The second PDF approach would be to capture pages from Newsweaver using Acrobat’s “Create PDF from Web Page” feature. This would yield a slightly better result than the email option above, but the links would still fail. For the full joined-up richness of the highly cross-linked Newsletter collection, web-archiving is still the best option.

To summarise the high-level issues, I suggest an Archivist needs to:

Define the target of preservation. In this case we thought it was an email at first, but it turns out the target is web content hosted on a domain not owned by the University.

Define the aspects of the Newsletter which we want to survive – such as links, images, and stylesheets.

Agree and sign off a coherent selection policy and transfer procedure, and get resources assigned to the main tasks.
Assess the costs of storing these annual captures, and tell your IT manager what you need in terms of server space.

If there’s a business case to be made to someone, the first thing to point out is the risk of leaving this resource in the hands of Newsweaver, who are great at content delivery, but may not have a preservation policy or a commitment to keep the content beyond the life of the contract.

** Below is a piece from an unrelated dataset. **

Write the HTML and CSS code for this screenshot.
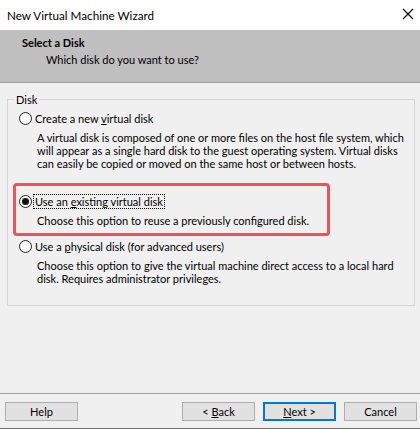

This approach has some value as a first step towards digital preservation; it gets the archivist on the radar of the IT department, the policy owners, and finance, and wakes up the senior University staff to the risks of trusting third-parties with your content. Further, if successful, it could become a staff-wide policy that individual recipients of the email can, in future, delete these in the knowledge that the definitive resource is being safely captured and backed up.